Titlevision can handle both, but not all file formats can save both types in the same file. (See below)


Open subtitles are always visible. They are a part of the television picture and cannot be switched off. The subtitle graphics are created by a subtitle keyer at the broadcasting station. This type is most common for translation subtitling.


Closed captions or teletext subtitles can be switched on or off by the viewer as they are transmitted as a separate stream. The actual subtitle graphics are created in the receiving television set. Teletext subtitles have certain limitations – the character set is limited and differs between countries, also only 37 characters per row are allowed. Furthermore, teletext subtitling uses monospaced fonts. Teletext subtitling is most common for subtitling for the deaf and hard of hearing, but is also commonly used for pay tv film channels with a need to broadcast multiple languages at the same time.


Mixed subtitling is when both open and teletext subtitles are saved in the same file. Only some file formats can save this variant: USF, 890 and XIF.

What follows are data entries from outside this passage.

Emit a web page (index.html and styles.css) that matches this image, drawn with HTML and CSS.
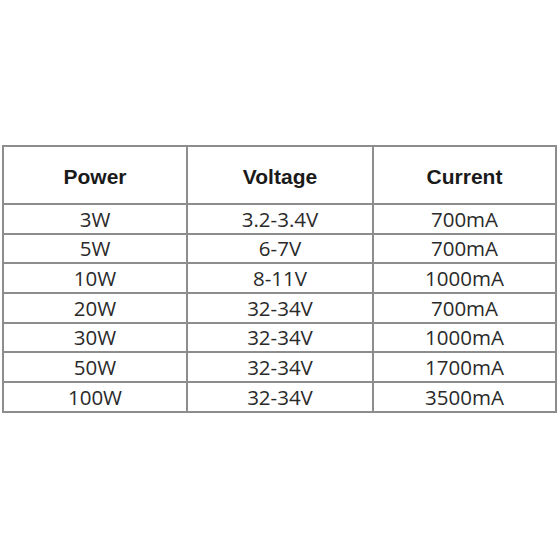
FILE: index.html
```html
<!DOCTYPE html>
<html>
<head>
<meta charset="utf-8">
<link rel="stylesheet" href="styles.css">
</head>
<body>
<div class="page">
  <div class="spec">
    <div class="cell head">Power</div>
    <div class="cell head">Voltage</div>
    <div class="cell head">Current</div>
    <div class="cell">3W</div><div class="cell">3.2-3.4V</div><div class="cell">700mA</div>
    <div class="cell">5W</div><div class="cell">6-7V</div><div class="cell">700mA</div>
    <div class="cell">10W</div><div class="cell">8-11V</div><div class="cell">1000mA</div>
    <div class="cell">20W</div><div class="cell">32-34V</div><div class="cell">700mA</div>
    <div class="cell">30W</div><div class="cell">32-34V</div><div class="cell">1000mA</div>
    <div class="cell">50W</div><div class="cell">32-34V</div><div class="cell">1700mA</div>
    <div class="cell">100W</div><div class="cell">32-34V</div><div class="cell">3500mA</div>
  </div>
</div>
</body>
</html>
```

FILE: styles.css
```css
html, body {
  margin: 0;
  padding: 0;
  background: #fff;
}
.page {
  width: 560px;
  height: 560px;
  padding: 145px 0 0 2px;
  box-sizing: border-box;
}
.spec {
  display: grid;
  grid-template-columns: 182px 184px 181px;
  grid-template-rows: 56px repeat(7, 27.7px);
  gap: 2px;
  padding: 2px;
  width: max-content;
  background: #8d8d8d;
}
.cell {
  background: #fff;
  display: flex;
  align-items: center;
  justify-content: center;
  font-family: "Open Sans", "Liberation Sans", sans-serif;
  font-size: 20.5px;
  color: #2a2a2a;
  line-height: 1;
}
.head {
  font-family: "Liberation Sans", Arial, sans-serif;
  font-weight: bold;
  font-size: 21px;
  color: #1a1a1a;
  padding-top: 2px;
}
```
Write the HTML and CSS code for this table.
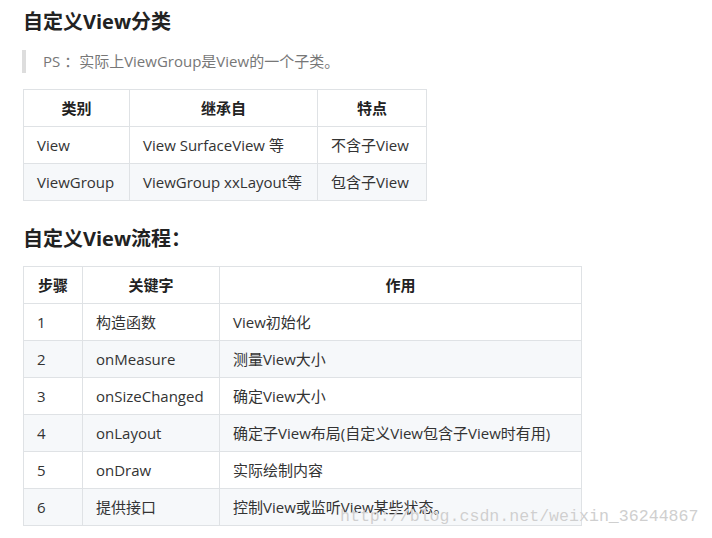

Preparing a mixed subtitle file in Sub Machine is easy as you may simply switch between open and teletext mode with a keystroke, a mouse-click, by selecting a range in the context window or by selecting Change text type on either the Edit or Format tab.


warning Saving a subtitle file with teletext markers into a format that does not save text type will make all the subtitles open when you re-open the file.


warning The pac format does not allow mixed files. Closed subtitles are treated as a separate language, thus needing a separate file.